Before The Prince and the Showgirl, Marilyn had already applied elements of the Method in Bus Stop (1956), though in a very different context. Her character, Cherie, is essentially dramatic, even if it includes occasional moments of humor. The performance is grounded in vulnerability, internal conflict, and emotional restraint rather than comedy as its primary axis. For that reason, Bus Stop cannot be considered a full example of the Method applied to comedy. It shows Marilyn as a dramatic actress using Method tools, not as a performer constructing a predominantly comic character through that technique. In this sense, Elsie Marina represents a clear break.
After The Prince and the Showgirl, Marilyn returned to integrating the Method into comic roles such as Sugar Kane in Some Like It Hot (1959) and Amanda Dell in Let’s Make Love (1960). In both cases, comedy is built upon an authentic emotional foundation, but these are more balanced characters across different registers. Sugar Kane combines comedy, drama, and musical performance, while Amanda Dell alternates romantic satire with moments of emotional vulnerability and musical demands. By contrast, Elsie Marina, while also containing dramatic and musical nuances, is conceived fundamentally as a comic character. This is why she remains the clearest example of a predominantly comic performance constructed through the Method.

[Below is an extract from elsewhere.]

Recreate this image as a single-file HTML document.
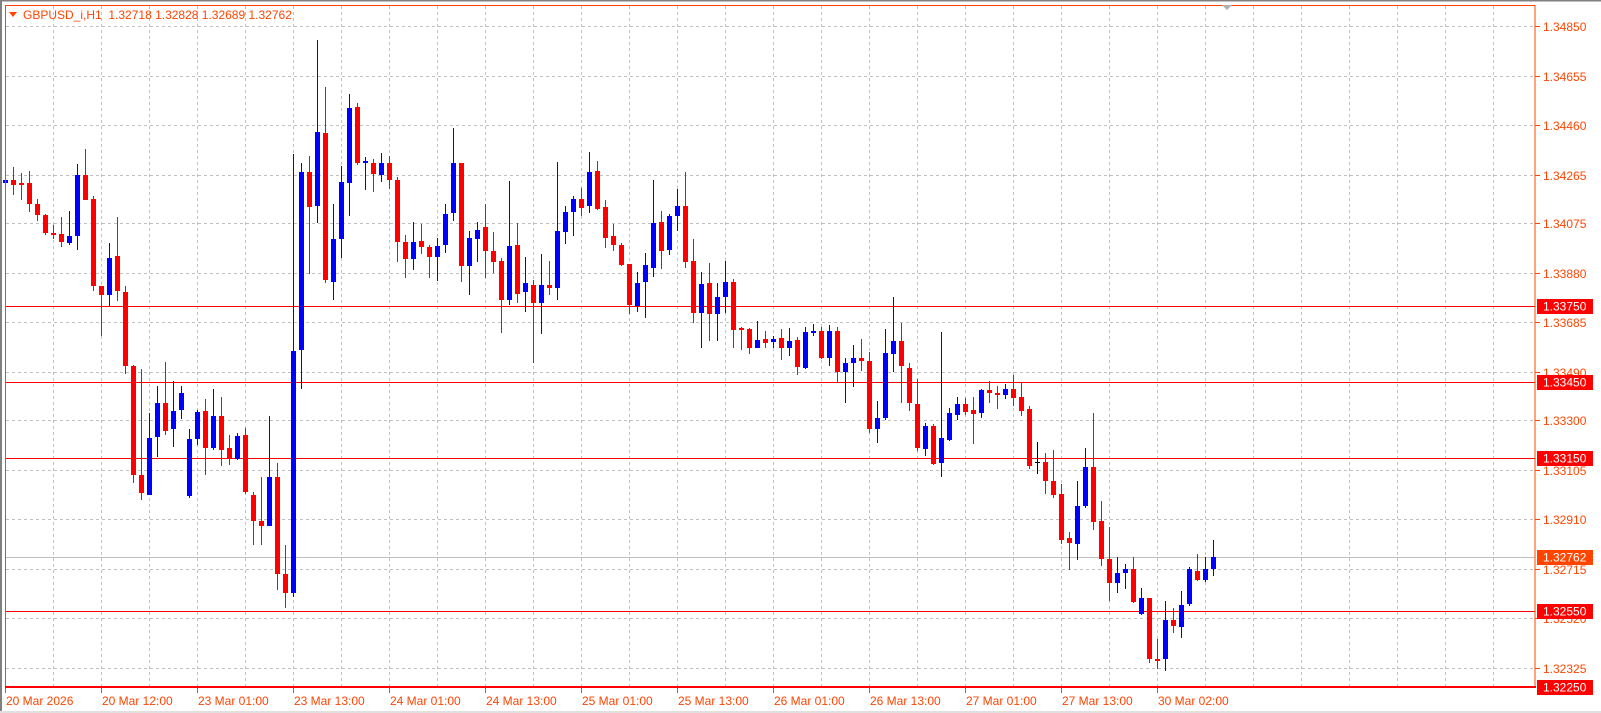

In conclusion, Marilyn Monroe was not the first performer to use Method acting techniques in comic contexts, but she was the first major star to do so in a visible, sustained way and in a role that was primarily comic within a major studio production. Her work in The Prince and the Showgirl not only expanded the possibilities of cinematic comedy but also dismantled the notion that the Method belonged exclusively to drama. Marilyn demonstrated that laughter, too, can arise from interior truth, and in doing so she permanently redefined the relationship between comedy and modern acting.